Three passive asset managers crossing the 20% ownership threshold in majority of S&P 500 companies represents a structural inflection point

Signals detected
In this article
  1. The Price Discovery Problem
  2. The Common Ownership Problem
  3. The Volatility Question
  4. What Changes

Vanguard, BlackRock, and State Street collectively manage over $20 trillion in passive index funds. They own, on average, 20–25% of every large-cap US company. In some companies the figure is 30%. The passive investing revolution, which promised democratised, low-cost access to market returns, has arrived — and it is reshaping market structure in ways that nobody fully anticipated.

The core promise of passive investing was simple: most active managers underperform the index after fees, so buy the index and pay almost nothing. The evidence supporting this is robust. The problem is not with the individual investor's decision. The problem is with what happens when that individually rational decision becomes the dominant market behaviour.

The Price Discovery Problem

Stock prices are supposed to reflect information. That is the foundational claim of market efficiency — prices aggregate the research, analysis, and conviction of thousands of investors each making independent judgements. When a company releases bad earnings, active investors sell. The price falls to where it reflects the new information. The market self-corrects.

Index funds do not do this. They buy the market-cap-weighted index regardless of what any individual company does. They do not form an opinion on earnings. They do not punish bad management. They do not reward good governance. They buy the biggest companies proportionally to how big they already are. If price discovery is a function of active investors, and active investors are a shrinking fraction of the market, price discovery weakens. The signal gets noisier.

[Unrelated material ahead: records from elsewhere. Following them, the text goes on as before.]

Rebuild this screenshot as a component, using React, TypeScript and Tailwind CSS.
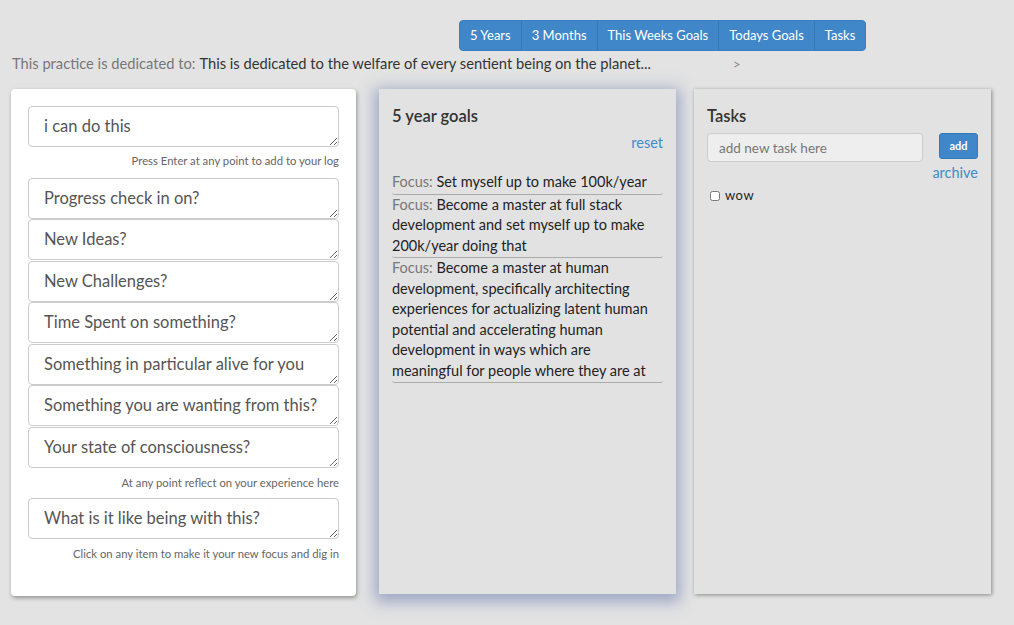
import React from 'react';

const prompts = [
  'Progress check in on?',
  'New Ideas?',
  'New Challenges?',
  'Time Spent on something?',
  'Something in particular alive for you',
  'Something you are wanting from this?',
  'Your state of consciousness?',
];

const goals = [
  'Set myself up to make 100k/year',
  'Become a master at full stack development and set myself up to make 200k/year doing that',
  'Become a master at human development, specifically architecting experiences for actualizing latent human potential and accelerating human development in ways which are meaningful for people where they are at',
];

const tabs = ['5 Years', '3 Months', 'This Weeks Goals', 'Todays Goals', 'Tasks'];

const fieldClass =
  'block w-full h-[41px] rounded-[4px] border border-[#ccc] bg-white px-[15px] pt-[8px] text-[16.5px] leading-[22px] text-[#555] placeholder:text-[#555] outline-none';

const App: React.FC = () => {
  return (
    <div
      className="min-h-screen w-[1014px] h-[625px] overflow-hidden bg-[#e3e3e3] text-[#333]"
      style={{ fontFamily: 'Lato, "Noto Sans", sans-serif' }}
    >
      {/* Nav */}
      <div className="pt-[20px] pl-[459px]">
        <div className="inline-flex rounded-[4px] overflow-hidden bg-[#3f87c8] border border-[#3a7ebd]">
          {tabs.map((t, i) => (
            <button
              key={t}
              className={`h-[29px] px-[10px] text-[13px] text-white ${i > 0 ? 'border-l border-[#3578b5]' : ''}`}
            >
              {t}
            </button>
          ))}
        </div>
      </div>

      {/* Dedication */}
      <div className="flex items-center pl-[12px] mt-[2px] text-[14.7px] h-[20px]">
        <span className="w-[721px] whitespace-nowrap">
          <span className="text-[#777]">This practice is dedicated to:</span>
          <span className="ml-[4px] text-[#333]">This is dedicated to the welfare of every sentient being on the planet...</span>
        </span>
        <span className="text-[#888] text-[13px] mt-[3px]">&gt;</span>
      </div>

      <div className="flex items-start mt-[16px] pl-[11px]">
        {/* Log panel */}
        <div className="w-[345px] h-[507px] bg-white rounded-[4px] shadow-[1px_2px_4px_rgba(0,0,0,0.35)] px-[17px] pt-[17px]">
          <textarea className={fieldClass} defaultValue="i can do this" />
          <p className="text-right text-[11.3px] text-[#666] mt-[6px] mb-[8px]">Press Enter at any point to add to your log</p>
          <div className="flex flex-col gap-[0.5px]">
            {prompts.map((p) => (
              <textarea key={p} className={fieldClass} placeholder={p} />
            ))}
          </div>
          <p className="text-right text-[11.3px] text-[#666] mt-[7px] mb-[6px]">At any point reflect on your experience here</p>
          <textarea className={fieldClass} placeholder="What is it like being with this?" />
          <p className="text-right text-[11.3px] text-[#666] mt-[7px]">Click on any item to make it your new focus and dig in</p>
        </div>

        {/* Goals panel */}
        <div className="ml-[23px] w-[297px] h-[505px] bg-[#e2e2e2] shadow-[0_4px_14px_4px_rgba(90,110,170,0.5)] px-[13px] pt-[16px]">
          <h3 className="text-[16.5px] font-semibold text-[#333] leading-[22px]">5 year goals</h3>
          <div className="text-right mt-[3px]">
            <a className="text-[14.5px] text-[#428bca]">reset</a>
          </div>
          <div className="mt-[18px]">
            {goals.map((g) => (
              <div key={g} className="border-b border-[#aaa] rounded-b-[3px] text-[14.5px] leading-[20.5px] text-[#222] pb-[1px]">
                <span className="text-[#777]">Focus: </span>
                {g}
              </div>
            ))}
          </div>
        </div>

        {/* Tasks panel */}
        <div className="ml-[18px] w-[297px] h-[505px] bg-[#e2e2e2] shadow-[1px_1px_4px_rgba(0,0,0,0.4)] px-[13px] pt-[16px]">
          <h3 className="text-[16.5px] font-semibold text-[#333] leading-[22px]">Tasks</h3>
          <div className="flex items-start mt-[6px]">
            <input
              className="w-[216px] h-[29px] rounded-[4px] border border-[#ccc] bg-[#eee] px-[11px] text-[13.5px] text-[#555] placeholder:text-[#777] outline-none"
              placeholder="add new task here"
            />
            <button className="ml-[16px] w-[39px] h-[26px] rounded-[3px] bg-[#3f87c8] border border-[#3578b5] text-white text-[11px] font-bold">
              add
            </button>
          </div>
          <div className="text-right -mt-[2px]">
            <a className="text-[14.5px] text-[#428bca]">archive</a>
          </div>
          <label className="flex items-center mt-[2px] ml-[3px] text-[13px] text-[#222] tracking-[0.5px]">
            <input type="checkbox" className="w-[10px] h-[10px] mr-[5px]" />
            wow
          </label>
        </div>
      </div>
    </div>
  );
};

export default App;
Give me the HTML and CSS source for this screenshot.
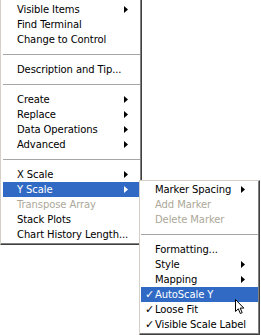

The Common Ownership Problem

When the same three asset managers own significant stakes in every major airline, or every major bank, or every major technology platform, the competitive incentives shift. A company whose largest shareholder also owns its largest competitor has less reason to compete aggressively on price or innovation — the shareholder's portfolio return is maximised by the industry's collective profitability, not by any individual company's dominance.

Empirical research has found suggestive correlations between common ownership concentration and reduced competition in banking and aviation. The mechanism is disputed — whether it operates through direct influence, through management incentive design, or through more diffuse cultural effects — but the pattern exists. The same entities that reduced retail investor costs by enabling passive investing may also be contributing to the market concentration that reduces consumer welfare.

The Volatility Question

When markets sold off in March 2020, index fund redemptions amplified the decline: funds had to sell proportionally across all holdings, regardless of individual company fundamentals. When meme stocks surged in 2021, index funds had to buy as those stocks entered indices, at prices that fundamental analysis would never justify. The passive structure does not feel volatility the way active managers do — it transmits and amplifies it mechanically.

This does not mean passive investing is harmful on net. The fee savings for retail investors over a 40-year retirement horizon are substantial and real. But it means the market that passive investing operates within is increasingly shaped by passive investing itself — a circularity that the early theorists of indexing did not model.

What Changes

The most likely equilibrium is not the collapse of passive investing — the cost advantages are too large and too demonstrable. What changes is the role of active managers. They become more specialised, more concentrated on the segments of the market — small-cap, international, credit — where passive products are less dominant and information still moves prices meaningfully. The broad large-cap equity market becomes a different kind of mechanism, more stable in good conditions and more mechanically fragile in bad ones.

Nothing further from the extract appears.